Dine at Kingfish Café (602 19th Ave. E., Montlake, 206-320-8757), a neighbourhood hotspot with lineups out the door and a Southern menu that takes you to rural Alabama-which is exactly what the owners, who hail from there, intend. Family recipes inspire the rustic menu (picture fried green tomatoes, griddle cakes, pork chops) and old sepia family portraits line the walls. Portions are huge but if you make it to the dessert course, order the red velvet cake; it's the size of the tabletop and enough to feed a party of six.
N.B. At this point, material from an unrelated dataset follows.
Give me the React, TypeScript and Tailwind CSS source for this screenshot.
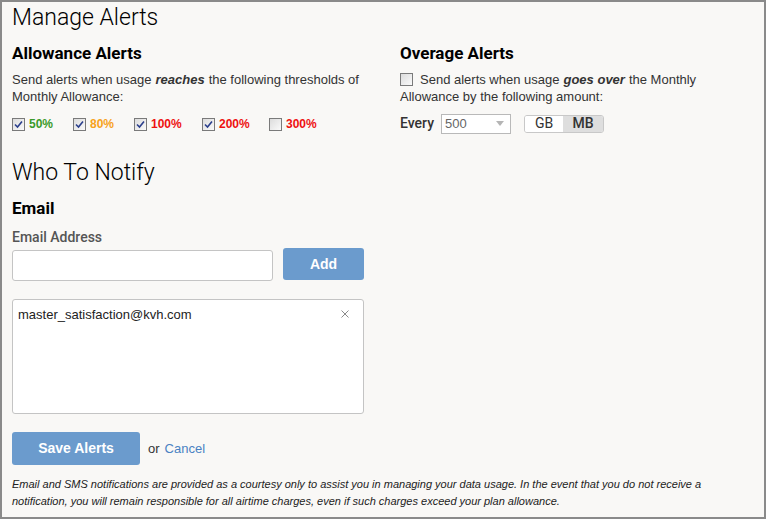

Seattle has no shortage of live music venues, but The Triple Door (216 Union St., Downtown, 206-838-4333) gets a nod for style (it inhabits a restored 1920s-era vaudeville theatre) and diversity (pop, rock, blues, folk and indie acts get equal stage time). Musicquarium, the attached lounge and restaurant, is hoppin' at happy hour, which runs from 4 p.m. to 6 p.m.

SATURDAY

Don't go to Pike Place Market for breakfast, unless you're an early riser or don't mind wading through packs of hungry, Frommer's-toting tourists. Instead, take a walk up the hill to Le Pichet (1933 First Ave., Belltown, 206-256-1499), an authentic French bistro right down to the zinc-topped bar and mud-brown tableware. Reasonably priced breakfast items are available all day: Les oeufs plats, jambon et fromage (eggs broiled with ham and gruyère) served with a house-made baguette is excellent, as is the ramekin of plain yogurt laced with honey and walnuts.
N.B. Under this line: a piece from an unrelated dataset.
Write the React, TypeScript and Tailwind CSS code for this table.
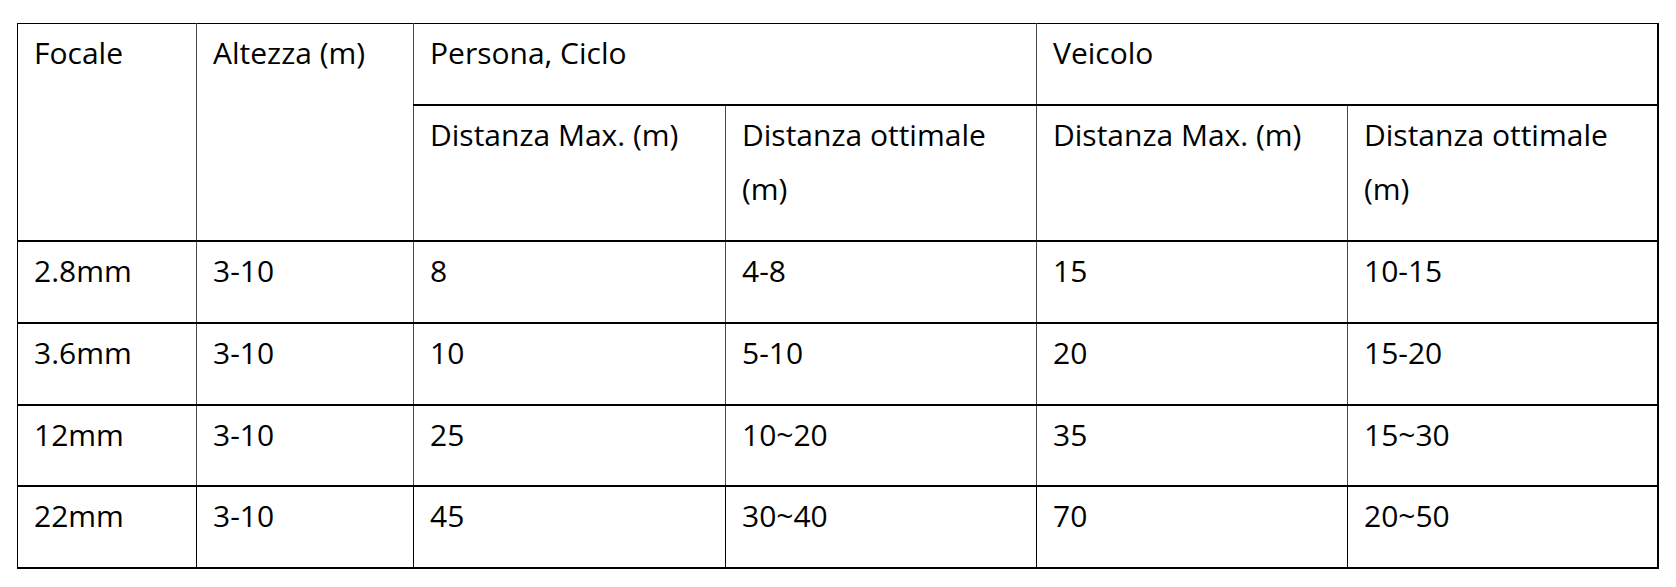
import React from "react";

const V = "border-r border-r-[#4a4a4a]";
const VL = "border-r border-r-black";

export default function App() {
  const data = [
    ["2.8mm", "3-10", "8", "4-8", "15", "10-15"],
    ["3.6mm", "3-10", "10", "5-10", "20", "15-20"],
    ["12mm", "3-10", "25", "10~20", "35", "15~30"],
    ["22mm", "3-10", "45", "30~40", "70", "20~50"],
  ];
  const heights = ["h-[82px]", "h-[82px]", "h-[81px]", "h-[82px]"];
  const td = "align-top px-[16px] pt-[2px] pb-0 border-b-2 border-b-black";
  return (
    <div className="w-[1676px] h-[587px] bg-white pt-[23px] pl-[17px] font-['Open_Sans',sans-serif] text-black">
      <table className="table-fixed border-collapse w-[1640px] text-[30px] leading-[54.5px]">
        <colgroup>
          <col className="w-[179px]" />
          <col className="w-[217px]" />
          <col className="w-[312px]" />
          <col className="w-[311px]" />
          <col className="w-[311px]" />
          <col className="w-[310px]" />
        </colgroup>
        <tbody>
          <tr className="h-[81px]">
            <td rowSpan={2} className={`${td} border-t border-t-black border-l border-l-black ${V}`}>Focale</td>
            <td rowSpan={2} className={`${td} border-t border-t-black ${V}`}>Altezza (m)</td>
            <td colSpan={2} className={`${td} border-t border-t-black ${V}`}>Persona, Ciclo</td>
            <td colSpan={2} className={`${td} border-t border-t-black border-r-2 border-r-black`}>Veicolo</td>
          </tr>
          <tr className="h-[136px]">
            <td className={`${td} ${V}`}>Distanza Max. (m)</td>
            <td className={`${td} ${V}`}>Distanza ottimale (m)</td>
            <td className={`${td} ${V}`}>Distanza Max. (m)</td>
            <td className={`${td} border-r-2 border-r-black`}>Distanza ottimale (m)</td>
          </tr>
          {data.map((row, i) => (
            <tr key={i} className={heights[i]}>
              {row.map((c, j) => (
                <td
                  key={j}
                  className={`${td} ${j === 0 ? "border-l border-l-black" : ""} ${
                    j === 5 ? "border-r-2 border-r-black" : i === 3 ? VL : V
                  }`}
                >
                  {c}
                </td>
              ))}
            </tr>
          ))}
        </tbody>
      </table>
    </div>
  );
}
Across the street, Urchin (1922 First Ave., Belltown, 206-448-5800) and Peter Miller Books (1930 First Ave., Belltown, 206-441-4114) cater to the American Institute of Architects crowd (their office is also on this block) with exceptional design-forward inventories: Urchin supplies the home accessories and original art; Peter Miller has the gorgeous coffee table books. Stroll north on First Avenue to the Seattle Art Museum's new Olympic Sculpture Park (2901 Western Ave., Belltown, 206-654-3100). Zigzagging paths run past large-scale, contemporary installations to a rise overlooking Elliott Bay and the Olympic mountains. But don't get distracted by the view: Wake, a 300-tonne, five-piece steel sculpture by Richard Serra is a major highlight. Admission is free.

For all its newfound coolness, Ballard is still very much a slow-paced seaside town. To fully experience it, grab lunch on the pier at Ray's Boathouse (6049 Seaview Ave., Ballard, 206-789-3770). A Seattle icon, it's been at its current location since 1945 (though completely rebuilt in '88 after a fire) and its Pacific Northwest-style seafood is excellent. Reservations recommended-especially on sunny days.
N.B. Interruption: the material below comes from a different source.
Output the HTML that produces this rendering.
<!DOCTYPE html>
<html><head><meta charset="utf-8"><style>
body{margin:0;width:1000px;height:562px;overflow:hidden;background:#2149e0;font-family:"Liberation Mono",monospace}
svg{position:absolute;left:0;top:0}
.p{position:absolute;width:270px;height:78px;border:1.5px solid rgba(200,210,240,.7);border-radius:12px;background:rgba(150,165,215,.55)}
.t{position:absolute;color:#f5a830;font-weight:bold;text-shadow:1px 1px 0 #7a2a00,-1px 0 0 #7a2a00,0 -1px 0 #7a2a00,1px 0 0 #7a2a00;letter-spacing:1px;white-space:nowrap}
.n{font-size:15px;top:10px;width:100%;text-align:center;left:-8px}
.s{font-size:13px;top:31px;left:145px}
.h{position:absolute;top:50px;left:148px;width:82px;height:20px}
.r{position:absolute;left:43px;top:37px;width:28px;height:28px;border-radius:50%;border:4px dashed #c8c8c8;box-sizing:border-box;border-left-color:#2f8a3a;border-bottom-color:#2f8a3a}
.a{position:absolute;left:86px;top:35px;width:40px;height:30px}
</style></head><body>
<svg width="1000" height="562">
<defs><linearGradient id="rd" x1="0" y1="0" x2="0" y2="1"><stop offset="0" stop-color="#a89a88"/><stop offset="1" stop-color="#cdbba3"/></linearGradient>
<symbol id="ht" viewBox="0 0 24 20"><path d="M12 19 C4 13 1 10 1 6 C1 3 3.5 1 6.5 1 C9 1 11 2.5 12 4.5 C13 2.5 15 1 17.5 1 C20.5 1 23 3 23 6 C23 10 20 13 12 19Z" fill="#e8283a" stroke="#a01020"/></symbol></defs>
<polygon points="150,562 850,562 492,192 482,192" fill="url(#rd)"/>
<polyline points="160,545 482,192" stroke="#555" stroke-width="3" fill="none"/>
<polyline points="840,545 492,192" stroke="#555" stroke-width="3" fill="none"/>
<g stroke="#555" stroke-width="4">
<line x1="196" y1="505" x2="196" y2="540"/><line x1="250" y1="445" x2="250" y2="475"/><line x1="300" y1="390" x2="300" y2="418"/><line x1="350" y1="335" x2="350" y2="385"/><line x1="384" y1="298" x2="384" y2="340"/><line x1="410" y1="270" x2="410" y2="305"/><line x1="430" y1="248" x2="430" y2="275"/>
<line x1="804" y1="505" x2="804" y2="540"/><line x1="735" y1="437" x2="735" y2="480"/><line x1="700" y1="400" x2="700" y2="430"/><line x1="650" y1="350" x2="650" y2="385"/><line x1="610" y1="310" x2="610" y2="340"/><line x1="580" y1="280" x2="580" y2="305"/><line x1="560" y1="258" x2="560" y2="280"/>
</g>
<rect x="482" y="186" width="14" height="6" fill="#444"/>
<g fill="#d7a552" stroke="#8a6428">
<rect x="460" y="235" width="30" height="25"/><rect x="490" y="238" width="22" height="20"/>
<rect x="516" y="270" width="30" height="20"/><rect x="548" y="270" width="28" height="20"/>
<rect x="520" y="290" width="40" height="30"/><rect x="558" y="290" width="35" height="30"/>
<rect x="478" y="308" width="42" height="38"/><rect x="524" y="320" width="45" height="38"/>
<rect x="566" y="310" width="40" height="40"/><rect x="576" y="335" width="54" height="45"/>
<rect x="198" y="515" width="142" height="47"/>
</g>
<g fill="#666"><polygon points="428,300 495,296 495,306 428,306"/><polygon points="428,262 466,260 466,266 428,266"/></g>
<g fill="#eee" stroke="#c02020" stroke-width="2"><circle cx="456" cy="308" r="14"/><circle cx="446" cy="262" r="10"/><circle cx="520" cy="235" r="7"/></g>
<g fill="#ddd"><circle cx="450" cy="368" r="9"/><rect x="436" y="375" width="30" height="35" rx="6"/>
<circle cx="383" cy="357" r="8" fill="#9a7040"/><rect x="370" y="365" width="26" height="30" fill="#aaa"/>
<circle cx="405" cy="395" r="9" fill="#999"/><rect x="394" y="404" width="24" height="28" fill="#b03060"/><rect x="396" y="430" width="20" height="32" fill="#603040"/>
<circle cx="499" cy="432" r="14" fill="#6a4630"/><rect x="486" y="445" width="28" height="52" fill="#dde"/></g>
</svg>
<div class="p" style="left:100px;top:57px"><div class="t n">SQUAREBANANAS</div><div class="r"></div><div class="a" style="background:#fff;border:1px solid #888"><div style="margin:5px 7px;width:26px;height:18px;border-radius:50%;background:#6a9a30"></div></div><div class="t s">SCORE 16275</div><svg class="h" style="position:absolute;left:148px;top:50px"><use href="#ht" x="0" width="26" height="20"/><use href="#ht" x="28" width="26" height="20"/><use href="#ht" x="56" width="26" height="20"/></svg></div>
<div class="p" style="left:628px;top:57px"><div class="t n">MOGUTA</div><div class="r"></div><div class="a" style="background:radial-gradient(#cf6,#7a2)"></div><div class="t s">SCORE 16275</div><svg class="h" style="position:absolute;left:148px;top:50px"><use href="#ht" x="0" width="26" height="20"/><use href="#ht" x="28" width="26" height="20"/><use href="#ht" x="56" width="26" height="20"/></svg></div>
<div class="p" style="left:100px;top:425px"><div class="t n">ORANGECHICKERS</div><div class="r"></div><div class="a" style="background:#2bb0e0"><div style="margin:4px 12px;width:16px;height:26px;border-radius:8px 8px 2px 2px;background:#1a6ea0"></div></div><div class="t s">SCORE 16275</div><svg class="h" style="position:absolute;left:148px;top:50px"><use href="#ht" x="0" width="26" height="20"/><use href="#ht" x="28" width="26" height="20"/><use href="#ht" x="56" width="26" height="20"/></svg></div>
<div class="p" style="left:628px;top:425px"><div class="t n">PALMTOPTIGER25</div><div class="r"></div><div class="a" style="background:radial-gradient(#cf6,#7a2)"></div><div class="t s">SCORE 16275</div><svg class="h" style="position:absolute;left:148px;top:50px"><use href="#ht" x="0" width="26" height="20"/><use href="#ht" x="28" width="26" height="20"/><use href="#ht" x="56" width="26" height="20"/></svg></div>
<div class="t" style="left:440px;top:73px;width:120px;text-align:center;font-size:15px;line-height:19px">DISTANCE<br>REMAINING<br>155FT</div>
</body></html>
Ballard's retail gems warrant spending half a day here: Tableau (2220 NW Market St., Ballard, 206-782-5846) is a spacious home décor store with a small children's section-look for the line of old-fashioned knit cardigans, caps and bibs by Makié; Sonic Boom Records (2209 NW Market St., Ballard, 206-297-2666) is a local chainlet of music stores right out of the film High Fidelity; Clover (5335 NW Ballard Ave., Ballard, 206-782-0715) pays homage to the area's Scandinavian roots with Norwegian-inspired children's clothing and simple wooden toys, while re-souL (5319 NW Ballard Ave., Ballard, 206-789-7312) stocks hard-to-find lines of home items, accessories and shoes. Our favourites: the line of sandals from Chie Mahara, unisex wallets from J. Fold and handbags from Italy's Mandarina Duck.